◆ Directions
Every line that includes the word "this" is to be listed.

[Pages as source code]
BEGIN

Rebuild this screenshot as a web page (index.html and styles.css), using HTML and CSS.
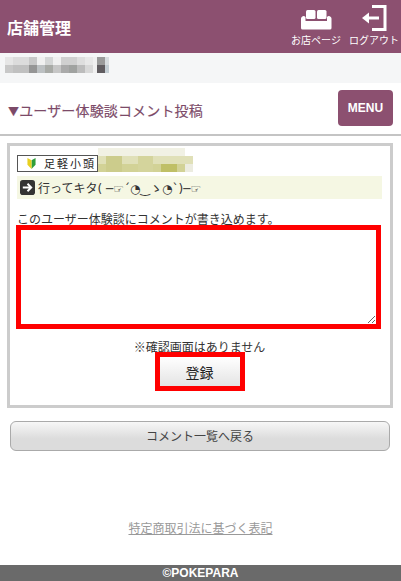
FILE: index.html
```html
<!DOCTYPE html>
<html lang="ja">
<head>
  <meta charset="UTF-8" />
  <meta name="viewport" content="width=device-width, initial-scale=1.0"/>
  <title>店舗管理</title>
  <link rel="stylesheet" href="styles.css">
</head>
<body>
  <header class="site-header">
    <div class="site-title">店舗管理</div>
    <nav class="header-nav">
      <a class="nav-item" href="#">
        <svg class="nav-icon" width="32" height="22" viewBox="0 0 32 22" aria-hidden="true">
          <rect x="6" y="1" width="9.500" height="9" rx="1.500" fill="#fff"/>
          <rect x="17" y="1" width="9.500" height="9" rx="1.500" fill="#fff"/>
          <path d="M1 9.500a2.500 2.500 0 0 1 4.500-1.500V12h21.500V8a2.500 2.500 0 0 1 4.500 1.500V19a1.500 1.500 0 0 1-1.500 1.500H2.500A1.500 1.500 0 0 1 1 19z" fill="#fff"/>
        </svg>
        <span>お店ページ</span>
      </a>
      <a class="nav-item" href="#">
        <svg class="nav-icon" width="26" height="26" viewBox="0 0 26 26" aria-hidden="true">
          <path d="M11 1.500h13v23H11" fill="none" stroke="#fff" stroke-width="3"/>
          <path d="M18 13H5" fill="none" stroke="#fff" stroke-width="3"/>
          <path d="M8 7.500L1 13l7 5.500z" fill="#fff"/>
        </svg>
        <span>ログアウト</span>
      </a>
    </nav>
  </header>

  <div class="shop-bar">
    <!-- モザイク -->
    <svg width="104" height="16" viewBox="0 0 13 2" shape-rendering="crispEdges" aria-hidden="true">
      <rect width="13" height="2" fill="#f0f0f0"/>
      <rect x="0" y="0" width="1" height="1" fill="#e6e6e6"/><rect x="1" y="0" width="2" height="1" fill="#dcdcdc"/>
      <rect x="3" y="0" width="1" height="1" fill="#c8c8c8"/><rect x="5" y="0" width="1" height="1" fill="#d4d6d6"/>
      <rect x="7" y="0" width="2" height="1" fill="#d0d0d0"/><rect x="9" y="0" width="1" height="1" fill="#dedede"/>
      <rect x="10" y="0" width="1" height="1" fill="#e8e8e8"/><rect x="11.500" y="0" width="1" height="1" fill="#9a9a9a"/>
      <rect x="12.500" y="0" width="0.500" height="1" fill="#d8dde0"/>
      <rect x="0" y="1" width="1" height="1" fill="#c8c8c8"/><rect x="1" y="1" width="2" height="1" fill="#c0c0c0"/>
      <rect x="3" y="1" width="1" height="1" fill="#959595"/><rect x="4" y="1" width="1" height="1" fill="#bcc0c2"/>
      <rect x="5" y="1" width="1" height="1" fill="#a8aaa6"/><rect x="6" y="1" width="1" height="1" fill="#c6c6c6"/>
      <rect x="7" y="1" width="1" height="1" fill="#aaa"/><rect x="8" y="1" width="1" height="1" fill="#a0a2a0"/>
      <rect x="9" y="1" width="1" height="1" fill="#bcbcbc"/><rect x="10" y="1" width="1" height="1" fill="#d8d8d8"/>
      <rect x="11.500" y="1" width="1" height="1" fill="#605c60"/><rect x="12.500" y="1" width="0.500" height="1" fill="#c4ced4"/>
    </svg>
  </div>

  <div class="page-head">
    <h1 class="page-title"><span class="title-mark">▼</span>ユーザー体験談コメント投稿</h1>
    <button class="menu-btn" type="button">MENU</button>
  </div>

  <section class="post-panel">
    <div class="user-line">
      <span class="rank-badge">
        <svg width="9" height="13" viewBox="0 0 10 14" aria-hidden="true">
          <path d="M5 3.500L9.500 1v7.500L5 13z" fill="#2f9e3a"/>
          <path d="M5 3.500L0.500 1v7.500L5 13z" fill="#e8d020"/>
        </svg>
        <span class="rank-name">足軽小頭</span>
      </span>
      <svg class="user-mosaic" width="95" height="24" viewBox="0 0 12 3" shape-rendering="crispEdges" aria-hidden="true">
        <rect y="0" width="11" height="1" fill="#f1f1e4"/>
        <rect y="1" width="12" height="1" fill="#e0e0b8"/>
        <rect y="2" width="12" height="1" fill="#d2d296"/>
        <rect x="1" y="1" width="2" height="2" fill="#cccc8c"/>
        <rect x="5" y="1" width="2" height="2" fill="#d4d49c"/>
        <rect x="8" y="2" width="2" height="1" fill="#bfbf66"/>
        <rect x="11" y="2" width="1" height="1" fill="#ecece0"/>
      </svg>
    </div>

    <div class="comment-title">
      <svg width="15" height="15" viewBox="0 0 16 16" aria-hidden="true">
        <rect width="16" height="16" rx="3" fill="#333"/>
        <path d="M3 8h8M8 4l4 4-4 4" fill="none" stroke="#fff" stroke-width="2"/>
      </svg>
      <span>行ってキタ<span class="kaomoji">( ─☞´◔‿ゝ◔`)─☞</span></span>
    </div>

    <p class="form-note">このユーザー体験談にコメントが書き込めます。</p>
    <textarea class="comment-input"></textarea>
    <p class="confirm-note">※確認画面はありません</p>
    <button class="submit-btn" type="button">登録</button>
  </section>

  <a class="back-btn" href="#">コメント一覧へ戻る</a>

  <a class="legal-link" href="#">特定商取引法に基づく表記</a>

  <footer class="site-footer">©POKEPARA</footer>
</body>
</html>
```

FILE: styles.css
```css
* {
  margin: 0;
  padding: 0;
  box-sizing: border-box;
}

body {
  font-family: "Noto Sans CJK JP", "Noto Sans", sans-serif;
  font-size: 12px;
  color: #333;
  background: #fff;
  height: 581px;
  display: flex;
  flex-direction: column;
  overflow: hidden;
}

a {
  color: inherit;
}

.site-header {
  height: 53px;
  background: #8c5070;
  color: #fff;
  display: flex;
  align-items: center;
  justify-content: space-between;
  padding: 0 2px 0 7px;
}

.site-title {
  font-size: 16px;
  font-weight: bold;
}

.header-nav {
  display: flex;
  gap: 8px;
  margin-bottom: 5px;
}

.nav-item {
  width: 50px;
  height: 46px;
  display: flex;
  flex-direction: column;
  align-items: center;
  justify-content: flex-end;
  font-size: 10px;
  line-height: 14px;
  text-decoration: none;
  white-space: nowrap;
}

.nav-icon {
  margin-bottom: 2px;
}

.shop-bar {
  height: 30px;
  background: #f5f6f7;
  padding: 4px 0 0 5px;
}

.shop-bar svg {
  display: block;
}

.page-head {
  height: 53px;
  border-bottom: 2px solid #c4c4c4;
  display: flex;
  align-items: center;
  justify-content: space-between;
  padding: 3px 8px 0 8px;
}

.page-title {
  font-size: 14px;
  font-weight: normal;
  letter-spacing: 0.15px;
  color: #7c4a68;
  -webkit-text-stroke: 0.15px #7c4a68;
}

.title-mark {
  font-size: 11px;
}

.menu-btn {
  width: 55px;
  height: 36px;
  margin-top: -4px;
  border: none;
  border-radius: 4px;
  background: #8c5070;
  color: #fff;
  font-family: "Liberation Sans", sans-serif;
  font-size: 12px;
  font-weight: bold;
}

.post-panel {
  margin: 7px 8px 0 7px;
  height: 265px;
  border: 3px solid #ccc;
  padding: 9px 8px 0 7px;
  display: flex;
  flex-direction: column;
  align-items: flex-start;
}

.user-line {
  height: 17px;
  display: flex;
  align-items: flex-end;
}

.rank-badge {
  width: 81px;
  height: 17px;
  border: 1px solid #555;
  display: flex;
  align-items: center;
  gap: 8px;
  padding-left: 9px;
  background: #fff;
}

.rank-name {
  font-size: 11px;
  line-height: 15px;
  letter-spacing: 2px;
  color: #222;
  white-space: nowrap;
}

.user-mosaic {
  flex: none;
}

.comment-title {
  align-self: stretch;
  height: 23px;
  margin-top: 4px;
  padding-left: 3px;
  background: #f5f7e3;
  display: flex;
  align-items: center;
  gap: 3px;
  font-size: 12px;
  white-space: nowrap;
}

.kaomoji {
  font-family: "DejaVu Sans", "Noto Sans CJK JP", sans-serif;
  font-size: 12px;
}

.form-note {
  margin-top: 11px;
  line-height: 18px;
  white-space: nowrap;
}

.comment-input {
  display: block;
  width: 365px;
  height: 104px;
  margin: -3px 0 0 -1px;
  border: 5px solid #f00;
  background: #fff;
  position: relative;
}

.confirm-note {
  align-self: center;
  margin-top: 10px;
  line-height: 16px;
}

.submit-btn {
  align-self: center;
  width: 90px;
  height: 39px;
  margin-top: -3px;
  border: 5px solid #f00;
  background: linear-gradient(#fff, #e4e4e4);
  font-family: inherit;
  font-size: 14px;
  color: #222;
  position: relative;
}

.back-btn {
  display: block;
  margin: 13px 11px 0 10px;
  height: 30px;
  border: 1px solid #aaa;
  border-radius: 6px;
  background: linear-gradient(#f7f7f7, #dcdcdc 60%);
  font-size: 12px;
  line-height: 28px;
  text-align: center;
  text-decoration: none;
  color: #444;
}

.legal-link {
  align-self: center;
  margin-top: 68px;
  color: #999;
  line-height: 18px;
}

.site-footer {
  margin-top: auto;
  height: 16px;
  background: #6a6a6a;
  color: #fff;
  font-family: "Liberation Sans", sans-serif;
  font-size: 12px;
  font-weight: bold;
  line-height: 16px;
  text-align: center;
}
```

END
BEGIN

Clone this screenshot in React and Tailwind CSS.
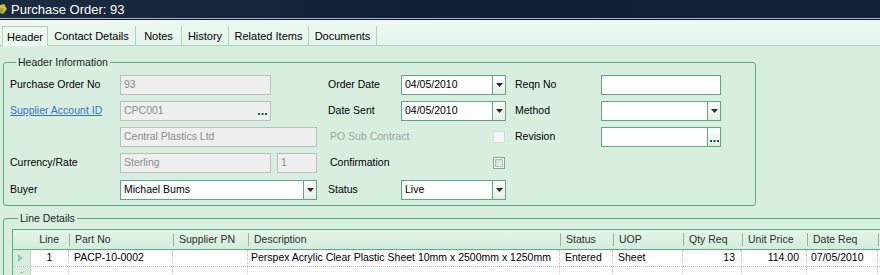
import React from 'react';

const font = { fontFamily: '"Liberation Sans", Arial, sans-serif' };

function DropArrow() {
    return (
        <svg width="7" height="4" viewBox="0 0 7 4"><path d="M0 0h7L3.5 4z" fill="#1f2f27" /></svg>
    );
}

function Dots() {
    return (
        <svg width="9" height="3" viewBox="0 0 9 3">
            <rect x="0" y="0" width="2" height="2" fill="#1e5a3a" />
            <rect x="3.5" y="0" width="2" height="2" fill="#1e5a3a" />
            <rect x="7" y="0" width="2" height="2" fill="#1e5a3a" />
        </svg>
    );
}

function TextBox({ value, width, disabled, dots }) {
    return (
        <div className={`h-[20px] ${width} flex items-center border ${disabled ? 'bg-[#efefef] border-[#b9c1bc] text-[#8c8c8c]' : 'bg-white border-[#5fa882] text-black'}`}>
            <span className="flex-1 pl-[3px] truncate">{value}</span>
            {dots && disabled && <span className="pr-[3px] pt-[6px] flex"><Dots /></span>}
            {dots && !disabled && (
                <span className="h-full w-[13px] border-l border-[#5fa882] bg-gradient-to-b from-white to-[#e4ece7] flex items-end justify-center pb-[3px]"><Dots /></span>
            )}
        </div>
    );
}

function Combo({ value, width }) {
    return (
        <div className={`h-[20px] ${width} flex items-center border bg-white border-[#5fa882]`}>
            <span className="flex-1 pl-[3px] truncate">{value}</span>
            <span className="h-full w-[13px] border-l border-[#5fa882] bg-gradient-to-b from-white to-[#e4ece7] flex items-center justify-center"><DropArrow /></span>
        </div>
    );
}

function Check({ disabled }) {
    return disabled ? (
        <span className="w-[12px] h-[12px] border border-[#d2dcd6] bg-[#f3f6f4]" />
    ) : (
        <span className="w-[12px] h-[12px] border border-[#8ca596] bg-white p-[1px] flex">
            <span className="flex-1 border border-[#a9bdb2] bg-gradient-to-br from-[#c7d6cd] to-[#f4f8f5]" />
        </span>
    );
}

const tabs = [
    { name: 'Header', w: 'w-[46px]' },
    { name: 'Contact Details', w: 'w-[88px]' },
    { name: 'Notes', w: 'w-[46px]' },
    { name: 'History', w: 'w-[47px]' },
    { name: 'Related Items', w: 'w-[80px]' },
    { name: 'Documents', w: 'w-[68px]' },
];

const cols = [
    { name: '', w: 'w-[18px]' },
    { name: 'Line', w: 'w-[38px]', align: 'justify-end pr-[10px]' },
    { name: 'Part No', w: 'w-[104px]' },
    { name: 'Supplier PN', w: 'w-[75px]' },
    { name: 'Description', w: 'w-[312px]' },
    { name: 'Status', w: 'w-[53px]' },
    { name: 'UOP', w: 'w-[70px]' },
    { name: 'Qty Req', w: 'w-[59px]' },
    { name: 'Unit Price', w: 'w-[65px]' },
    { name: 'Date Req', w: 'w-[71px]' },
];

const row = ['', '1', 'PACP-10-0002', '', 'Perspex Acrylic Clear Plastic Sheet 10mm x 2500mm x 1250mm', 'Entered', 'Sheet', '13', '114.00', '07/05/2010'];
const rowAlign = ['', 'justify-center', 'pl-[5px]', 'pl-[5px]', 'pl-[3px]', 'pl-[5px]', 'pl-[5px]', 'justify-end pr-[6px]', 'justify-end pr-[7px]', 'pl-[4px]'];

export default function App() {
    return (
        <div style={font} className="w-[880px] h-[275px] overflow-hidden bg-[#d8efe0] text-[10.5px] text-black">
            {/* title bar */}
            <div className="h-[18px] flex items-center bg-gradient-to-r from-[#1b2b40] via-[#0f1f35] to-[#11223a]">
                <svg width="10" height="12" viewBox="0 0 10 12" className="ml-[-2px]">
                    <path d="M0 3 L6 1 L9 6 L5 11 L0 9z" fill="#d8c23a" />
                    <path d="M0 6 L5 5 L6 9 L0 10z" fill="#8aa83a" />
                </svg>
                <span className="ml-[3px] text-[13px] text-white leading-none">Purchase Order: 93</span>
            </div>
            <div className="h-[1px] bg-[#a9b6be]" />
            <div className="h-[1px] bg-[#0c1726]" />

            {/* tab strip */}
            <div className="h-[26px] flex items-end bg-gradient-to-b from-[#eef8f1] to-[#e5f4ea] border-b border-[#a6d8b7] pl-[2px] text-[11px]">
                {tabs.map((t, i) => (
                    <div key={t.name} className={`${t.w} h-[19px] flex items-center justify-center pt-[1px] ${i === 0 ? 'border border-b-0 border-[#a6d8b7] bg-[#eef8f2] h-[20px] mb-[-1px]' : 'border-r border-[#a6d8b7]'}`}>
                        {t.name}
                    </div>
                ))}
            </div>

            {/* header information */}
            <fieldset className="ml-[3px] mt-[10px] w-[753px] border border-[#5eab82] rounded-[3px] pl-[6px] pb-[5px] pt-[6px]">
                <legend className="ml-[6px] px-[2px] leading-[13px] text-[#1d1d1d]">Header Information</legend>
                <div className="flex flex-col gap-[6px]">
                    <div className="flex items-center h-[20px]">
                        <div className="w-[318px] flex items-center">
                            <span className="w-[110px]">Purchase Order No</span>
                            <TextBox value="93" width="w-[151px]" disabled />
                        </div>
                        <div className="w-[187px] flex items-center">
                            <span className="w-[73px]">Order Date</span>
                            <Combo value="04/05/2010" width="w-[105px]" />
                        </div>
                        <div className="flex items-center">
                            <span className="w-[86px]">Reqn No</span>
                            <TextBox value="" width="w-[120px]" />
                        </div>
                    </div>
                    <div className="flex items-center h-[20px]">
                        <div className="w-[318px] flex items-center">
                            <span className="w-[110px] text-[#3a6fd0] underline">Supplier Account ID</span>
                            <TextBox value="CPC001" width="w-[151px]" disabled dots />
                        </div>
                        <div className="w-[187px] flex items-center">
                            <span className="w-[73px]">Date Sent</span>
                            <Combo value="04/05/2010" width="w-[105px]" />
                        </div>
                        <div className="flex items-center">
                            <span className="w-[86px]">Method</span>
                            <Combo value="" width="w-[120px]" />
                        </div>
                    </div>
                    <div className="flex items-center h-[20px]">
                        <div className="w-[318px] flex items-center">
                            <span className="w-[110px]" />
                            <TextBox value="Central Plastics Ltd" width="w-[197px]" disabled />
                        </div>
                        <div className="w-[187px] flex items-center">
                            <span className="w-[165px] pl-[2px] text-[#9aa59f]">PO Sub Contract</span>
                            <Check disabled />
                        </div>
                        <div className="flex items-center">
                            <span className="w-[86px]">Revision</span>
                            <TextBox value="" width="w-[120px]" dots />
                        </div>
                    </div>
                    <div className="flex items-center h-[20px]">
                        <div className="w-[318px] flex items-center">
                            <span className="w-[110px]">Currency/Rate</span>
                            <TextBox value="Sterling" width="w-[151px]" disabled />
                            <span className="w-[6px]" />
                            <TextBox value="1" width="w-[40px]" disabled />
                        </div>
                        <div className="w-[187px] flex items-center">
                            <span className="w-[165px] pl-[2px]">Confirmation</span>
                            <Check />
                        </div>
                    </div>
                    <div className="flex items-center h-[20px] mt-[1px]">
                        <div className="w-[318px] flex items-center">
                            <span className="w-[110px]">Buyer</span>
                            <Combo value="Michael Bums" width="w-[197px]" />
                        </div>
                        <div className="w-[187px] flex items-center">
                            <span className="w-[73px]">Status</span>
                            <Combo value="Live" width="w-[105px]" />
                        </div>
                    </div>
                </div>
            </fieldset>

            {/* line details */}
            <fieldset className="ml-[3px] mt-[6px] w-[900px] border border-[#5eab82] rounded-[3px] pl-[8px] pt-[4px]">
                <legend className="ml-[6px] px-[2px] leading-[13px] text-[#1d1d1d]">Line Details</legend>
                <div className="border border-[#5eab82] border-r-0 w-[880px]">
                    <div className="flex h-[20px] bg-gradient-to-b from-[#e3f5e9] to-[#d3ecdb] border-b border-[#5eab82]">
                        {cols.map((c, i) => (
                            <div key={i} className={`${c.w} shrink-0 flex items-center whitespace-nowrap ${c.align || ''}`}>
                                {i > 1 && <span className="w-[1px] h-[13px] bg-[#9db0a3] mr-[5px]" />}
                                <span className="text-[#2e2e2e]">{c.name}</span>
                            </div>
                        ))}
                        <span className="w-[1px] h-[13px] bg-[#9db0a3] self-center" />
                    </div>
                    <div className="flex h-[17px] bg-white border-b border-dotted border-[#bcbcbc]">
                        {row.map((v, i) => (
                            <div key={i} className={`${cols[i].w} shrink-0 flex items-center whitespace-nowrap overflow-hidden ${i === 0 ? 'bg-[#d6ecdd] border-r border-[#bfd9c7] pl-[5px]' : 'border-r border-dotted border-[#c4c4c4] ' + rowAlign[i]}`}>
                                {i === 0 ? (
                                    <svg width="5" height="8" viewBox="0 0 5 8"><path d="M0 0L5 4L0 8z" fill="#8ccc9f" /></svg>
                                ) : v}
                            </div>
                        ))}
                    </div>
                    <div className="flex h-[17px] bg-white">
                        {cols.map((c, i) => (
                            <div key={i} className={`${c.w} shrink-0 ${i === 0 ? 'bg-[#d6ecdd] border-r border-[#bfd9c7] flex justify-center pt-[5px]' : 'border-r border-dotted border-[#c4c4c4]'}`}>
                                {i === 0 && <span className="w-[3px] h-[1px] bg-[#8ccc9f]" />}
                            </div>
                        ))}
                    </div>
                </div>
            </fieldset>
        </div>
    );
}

END

◆ Solution to the problem
Rebuild this screenshot as a web page (index.html and styles.css), using HTML and CSS.
Clone this screenshot in React and Tailwind CSS.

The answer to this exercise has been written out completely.